Artificial intelligence requires forethought and planning to produce the desired results. Here are six strategies for tuning your models for the right output.

Write Clear Instructions

These models can’t read your mind. If outputs are too long, ask for brief replies. If outputs are too simple, ask for expert-level writing. If you dislike the format, demonstrate the format you’d like to see. The less the model has to guess what you want, the more likely you’ll get it.

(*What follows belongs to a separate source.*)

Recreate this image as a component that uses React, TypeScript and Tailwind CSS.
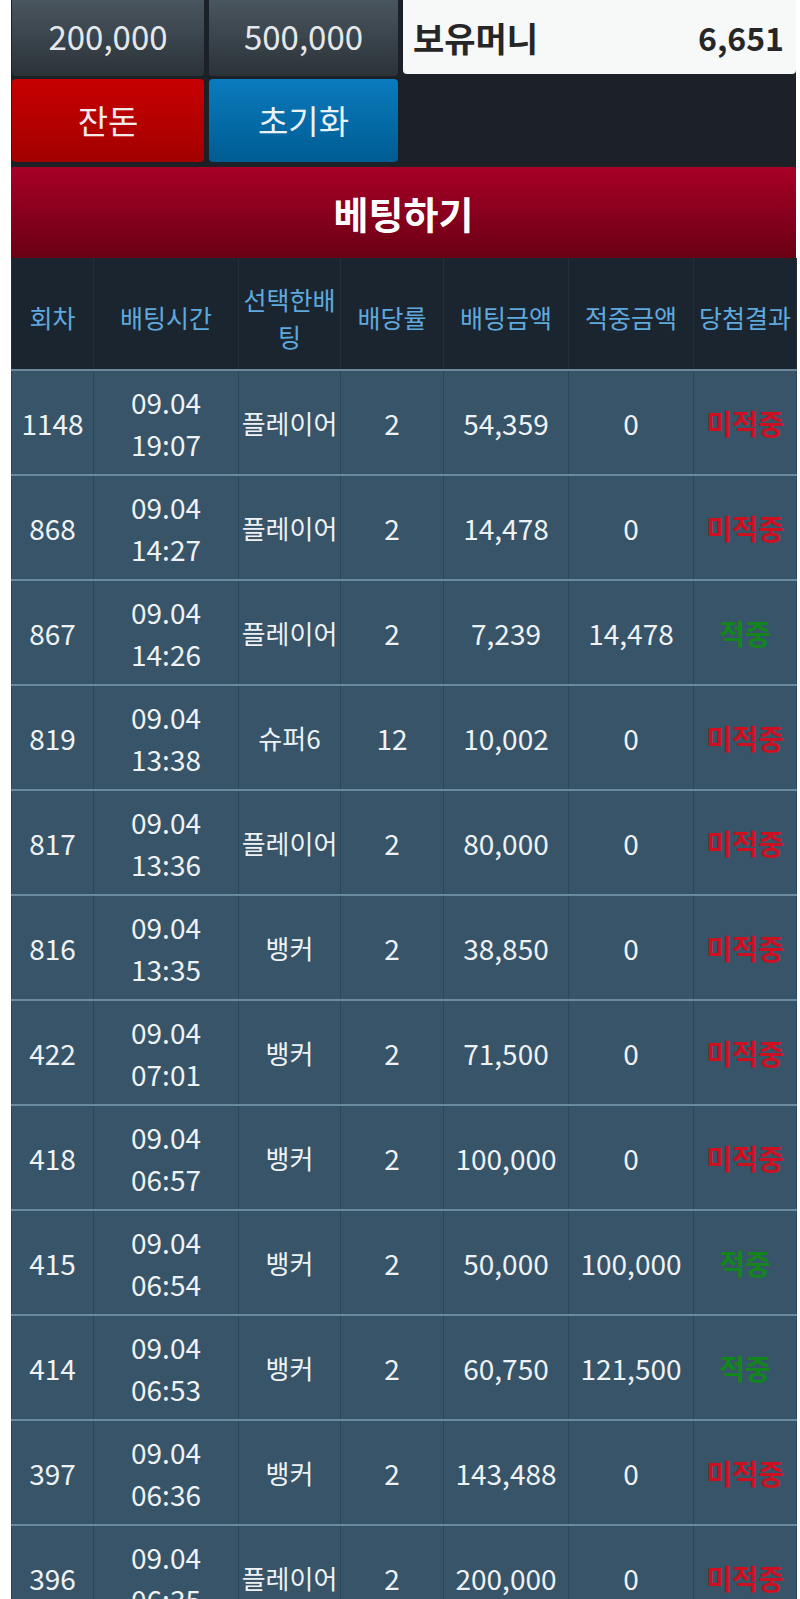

Use these 6 strategies to focus AI model output:

01.
Details, details, details
Include details in your query to get more relevant answers. The more detail you provide on the way in, the more details the model can select from to produce the output.
02.
Personality is Relative
Ask the model to adopt a persona. Ultimately, your AI model will act in accordance with the words, phrasing, style, and mannerism you program into it. Asking your model to act in a certain manner and tone (e.g. friendly, confident, formal, appreciative, encouraging, optimistic) results in different outputs.
03.
Set Boundaries
Use delimiters to clearly indicate distinct parts of the input. For example, an AI model trained for a dog training blog provides answers and information about the topic of dog training. If you don't want it to generate answers around the topic of dog grooming, you can prompt it with something like, "Do not answer questions or generate answers around the topic of dog grooming."
04.
Specify the Steps
AI models are great listeners and follow your instructions. If you want your model to solve tasks, teach it the steps required to accomplish the task.
05.
Provide Examples
Just like humans, AI systems are led by example. If you want your model to follow certain actions, you must train it to act certainly. High-quality model input results in high-quality model output.
06.
Size Matters
To avoid the model from rambling on and hallucinating (a known issue), specify the length of the ouput. For example, if you want your model to be less "wordy" and verbose, you can train it with a prompt like, "Generate only brief responses with a maximum length of 100 words."

Provide Reference Text

Language models can confidently invent fake answers, especially when asked about esoteric topics or for citations and URLs. In the same way that a sheet of notes can help a student do better on a test, providing reference text to these models can help in answering with fewer fabrications.

01.
Reference Text
Instruct the model to answer using a reference text. You can use websites, Word documents, PDFs, and databases as text sources to equip your model with the answers it needs.
02.
Citations
Instruct the model to answer with citations from the reference text. AI models have near-perfect memory, giving them the ability to recall and generate output from references, formulas, and patterns within your specified data.

Split Complex Tasks

Just as it is good practice in software engineering to decompose a complex system into a set of modular components, the same is true of tasks submitted to a language model. Complex tasks tend to have higher error rates than simpler tasks. Furthermore, complex tasks can often be re-defined as a workflow of simpler tasks in which the outputs of earlier tasks are used to construct the inputs to later tasks.

01.
Intent
Use intent classification to identify the most relevant instructions for a user query.
02.
Summarization
For dialogue applications that require very long conversations, summarize or filter previous dialogue.
03.
Recursion
Summarize long documents piecewise and construct a full summary recursively.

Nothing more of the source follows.